Give an exact transcription of every line, dropping the images.

============================================================

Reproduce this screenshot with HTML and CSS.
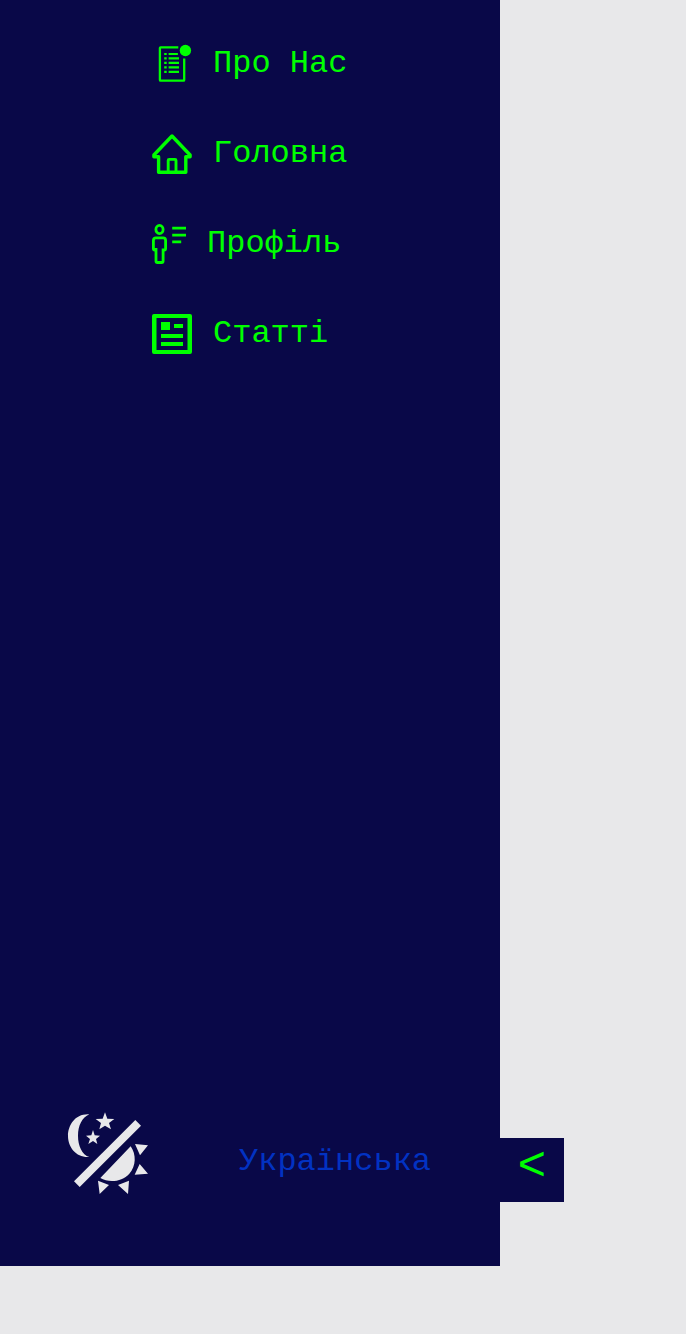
FILE: index.html
```html
<!DOCTYPE html>
<html lang="uk">
<head>
<meta charset="utf-8">
<title>Меню</title>
<link rel="stylesheet" href="styles.css">
</head>
<body>
<div class="layout">
  <aside class="sidebar">
    <nav class="menu">
      <a class="item">
        <svg class="icon" viewBox="0 0 40 40" fill="none" stroke="currentColor" stroke-width="2.3">
          <path d="M26.3 3.4H8.6Q7.9 3.4 7.9 4.1V36Q7.9 36.7 8.6 36.7H31.5Q32.2 36.7 32.2 36V14.5"/>
          <path d="M12.2 10h2.5M12.2 14.4h2.5M12.2 18.8h2.5M12.2 23.3h2.5M12.2 27.8h2.5M16.6 10h9.3M16.6 14.4H27M16.6 18.8H27M16.6 23.3H27M16.6 27.8H27" stroke-width="2.2"/>
          <circle cx="33.4" cy="6.5" r="5.7" fill="currentColor" stroke="none"/>
        </svg>
        <span>Про Нас</span>
      </a>
      <a class="item">
        <svg class="icon" viewBox="0 0 40 40" fill="none" stroke="currentColor" stroke-width="3.4">
          <path d="M20 2L1.9 21V22.8H6.6V38.3H33.8V22.8H38.1V21Z" stroke-linejoin="round"/>
          <path d="M16.2 38V26.4Q16.2 25.4 17.2 25.4H23Q24 25.4 24 26.4V38" stroke-width="2.9"/>
        </svg>
        <span>Головна</span>
      </a>
      <a class="item">
        <svg class="icon icon-narrow" viewBox="0 0 34 40" fill="none" stroke="currentColor" stroke-width="2.8">
          <ellipse cx="7.5" cy="5.5" rx="3.6" ry="4.1"/>
          <path d="M4 24V37Q4 38.5 5.4 38.5H9.7Q11.1 38.5 11.1 37V26H12.2Q13.6 26 13.6 24.5V16.4Q13.6 13.8 11.1 13.8H4Q1.4 13.8 1.4 16.4V24.5Q1.4 26 2.7 26H4"/>
          <path d="M20.2 4.1H34M20.2 11.1H34M20.2 17.8H29.2"/>
        </svg>
        <span>Профіль</span>
      </a>
      <a class="item">
        <svg class="icon" viewBox="0 0 40 40" fill="currentColor">
          <path fill-rule="evenodd" d="M2 0H38Q40 0 40 2V38Q40 40 38 40H2Q0 40 0 38V2Q0 0 2 0ZM4.5 4V36H35.5V4Z"/>
          <path d="M9 8h9v8H9ZM22 10h9v4h-9ZM9 20h22v4H9ZM9 28h22v4H9Z"/>
        </svg>
        <span>Статті</span>
      </a>
    </nav>
    <div class="footer">
      <svg class="theme" viewBox="0 0 300 300" fill="currentColor">
        <path d="M88 28C46 25 24 60 24 93C24 128 50 159 88 156C66 149 54 122 54 92C54 62 66 38 88 28Z"/>
        <path d="M135 22L142 41L163 42L147 54L153 73L135 62L118 73L123 54L107 42L128 41Z"/>
        <path d="M99 75L104 91L120 92L108 102L112 117L99 108L85 117L90 102L78 92L94 91Z"/>
        <path d="M226 45L243 62L59 246L42 229Z"/>
        <path d="M212 124C229 148 229 184 208 206C186 231 146 234 121 219Z"/>
        <path d="M225 117L264 121L240 151ZM239 177L264 206L224 209ZM114 227L147 240L119 267ZM207 227L204 267L174 240Z"/>
      </svg>
      <span class="language">Українська</span>
    </div>
  </aside>
  <button class="toggle">&lt;</button>
</div>
</body>
</html>
```
FILE: styles.css
```css
body {
  margin: 0;
  background: #e8e8ea;
  font-family: "Liberation Mono", monospace;
}

.layout {
  display: flex;
  align-items: flex-end;
  height: 1266px;
}

.sidebar {
  display: flex;
  flex-direction: column;
  justify-content: space-between;
  box-sizing: border-box;
  width: 500px;
  height: 100%;
  padding: 44px 60px 61px;
  background: #090848;
}

.menu {
  display: flex;
  flex-direction: column;
  align-items: flex-start;
  gap: 50px;
  padding-left: 92px;
}

.item {
  display: flex;
  align-items: center;
  gap: 21px;
  height: 40px;
  color: #00ff00;
  font-size: 32px;
  line-height: 36px;
}

.icon {
  width: 40px;
  height: 40px;
}

.icon-narrow {
  width: 34px;
}

.footer {
  display: flex;
  align-items: center;
  gap: 79px;
}

.theme {
  width: 100px;
  height: 100px;
  color: #e8e8ea;
}

.language {
  padding-top: 14px;
  color: #0232c2;
  font-size: 32px;
  line-height: 36px;
}

.toggle {
  width: 64px;
  height: 64px;
  margin: 0 0 64px;
  padding: 0 0 6px;
  border: 0;
  background: #090848;
  color: #00ff00;
  font: 48px/54px "Liberation Mono", monospace;
}
```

============================================================

**Result below**.
Reproduce this screenshot with HTML and CSS.
FILE: index.html
```html
<!DOCTYPE html>
<html lang="uk">
<head>
<meta charset="utf-8">
<title>Меню</title>
<link rel="stylesheet" href="styles.css">
</head>
<body>
<div class="layout">
  <aside class="sidebar">
    <nav class="menu">
      <a class="item">
        <svg class="icon" viewBox="0 0 40 40" fill="none" stroke="currentColor" stroke-width="2.3">
          <path d="M26.3 3.4H8.6Q7.9 3.4 7.9 4.1V36Q7.9 36.7 8.6 36.7H31.5Q32.2 36.7 32.2 36V14.5"/>
          <path d="M12.2 10h2.5M12.2 14.4h2.5M12.2 18.8h2.5M12.2 23.3h2.5M12.2 27.8h2.5M16.6 10h9.3M16.6 14.4H27M16.6 18.8H27M16.6 23.3H27M16.6 27.8H27" stroke-width="2.2"/>
          <circle cx="33.4" cy="6.5" r="5.7" fill="currentColor" stroke="none"/>
        </svg>
        <span>Про Нас</span>
      </a>
      <a class="item">
        <svg class="icon" viewBox="0 0 40 40" fill="none" stroke="currentColor" stroke-width="3.4">
          <path d="M20 2L1.9 21V22.8H6.6V38.3H33.8V22.8H38.1V21Z" stroke-linejoin="round"/>
          <path d="M16.2 38V26.4Q16.2 25.4 17.2 25.4H23Q24 25.4 24 26.4V38" stroke-width="2.9"/>
        </svg>
        <span>Головна</span>
      </a>
      <a class="item">
        <svg class="icon icon-narrow" viewBox="0 0 34 40" fill="none" stroke="currentColor" stroke-width="2.8">
          <ellipse cx="7.5" cy="5.5" rx="3.6" ry="4.1"/>
          <path d="M4 24V37Q4 38.5 5.4 38.5H9.7Q11.1 38.5 11.1 37V26H12.2Q13.6 26 13.6 24.5V16.4Q13.6 13.8 11.1 13.8H4Q1.4 13.8 1.4 16.4V24.5Q1.4 26 2.7 26H4"/>
          <path d="M20.2 4.1H34M20.2 11.1H34M20.2 17.8H29.2"/>
        </svg>
        <span>Профіль</span>
      </a>
      <a class="item">
        <svg class="icon" viewBox="0 0 40 40" fill="currentColor">
          <path fill-rule="evenodd" d="M2 0H38Q40 0 40 2V38Q40 40 38 40H2Q0 40 0 38V2Q0 0 2 0ZM4.5 4V36H35.5V4Z"/>
          <path d="M9 8h9v8H9ZM22 10h9v4h-9ZM9 20h22v4H9ZM9 28h22v4H9Z"/>
        </svg>
        <span>Статті</span>
      </a>
    </nav>
    <div class="footer">
      <svg class="theme" viewBox="0 0 300 300" fill="currentColor">
        <path d="M88 28C46 25 24 60 24 93C24 128 50 159 88 156C66 149 54 122 54 92C54 62 66 38 88 28Z"/>
        <path d="M135 22L142 41L163 42L147 54L153 73L135 62L118 73L123 54L107 42L128 41Z"/>
        <path d="M99 75L104 91L120 92L108 102L112 117L99 108L85 117L90 102L78 92L94 91Z"/>
        <path d="M226 45L243 62L59 246L42 229Z"/>
        <path d="M212 124C229 148 229 184 208 206C186 231 146 234 121 219Z"/>
        <path d="M225 117L264 121L240 151ZM239 177L264 206L224 209ZM114 227L147 240L119 267ZM207 227L204 267L174 240Z"/>
      </svg>
      <span class="language">Українська</span>
    </div>
  </aside>
  <button class="toggle">&lt;</button>
</div>
</body>
</html>
```
FILE: styles.css
```css
body {
  margin: 0;
  background: #e8e8ea;
  font-family: "Liberation Mono", monospace;
}

.layout {
  display: flex;
  align-items: flex-end;
  height: 1266px;
}

.sidebar {
  display: flex;
  flex-direction: column;
  justify-content: space-between;
  box-sizing: border-box;
  width: 500px;
  height: 100%;
  padding: 44px 60px 61px;
  background: #090848;
}

.menu {
  display: flex;
  flex-direction: column;
  align-items: flex-start;
  gap: 50px;
  padding-left: 92px;
}

.item {
  display: flex;
  align-items: center;
  gap: 21px;
  height: 40px;
  color: #00ff00;
  font-size: 32px;
  line-height: 36px;
}

.icon {
  width: 40px;
  height: 40px;
}

.icon-narrow {
  width: 34px;
}

.footer {
  display: flex;
  align-items: center;
  gap: 79px;
}

.theme {
  width: 100px;
  height: 100px;
  color: #e8e8ea;
}

.language {
  padding-top: 14px;
  color: #0232c2;
  font-size: 32px;
  line-height: 36px;
}

.toggle {
  width: 64px;
  height: 64px;
  margin: 0 0 64px;
  padding: 0 0 6px;
  border: 0;
  background: #090848;
  color: #00ff00;
  font: 48px/54px "Liberation Mono", monospace;
}
```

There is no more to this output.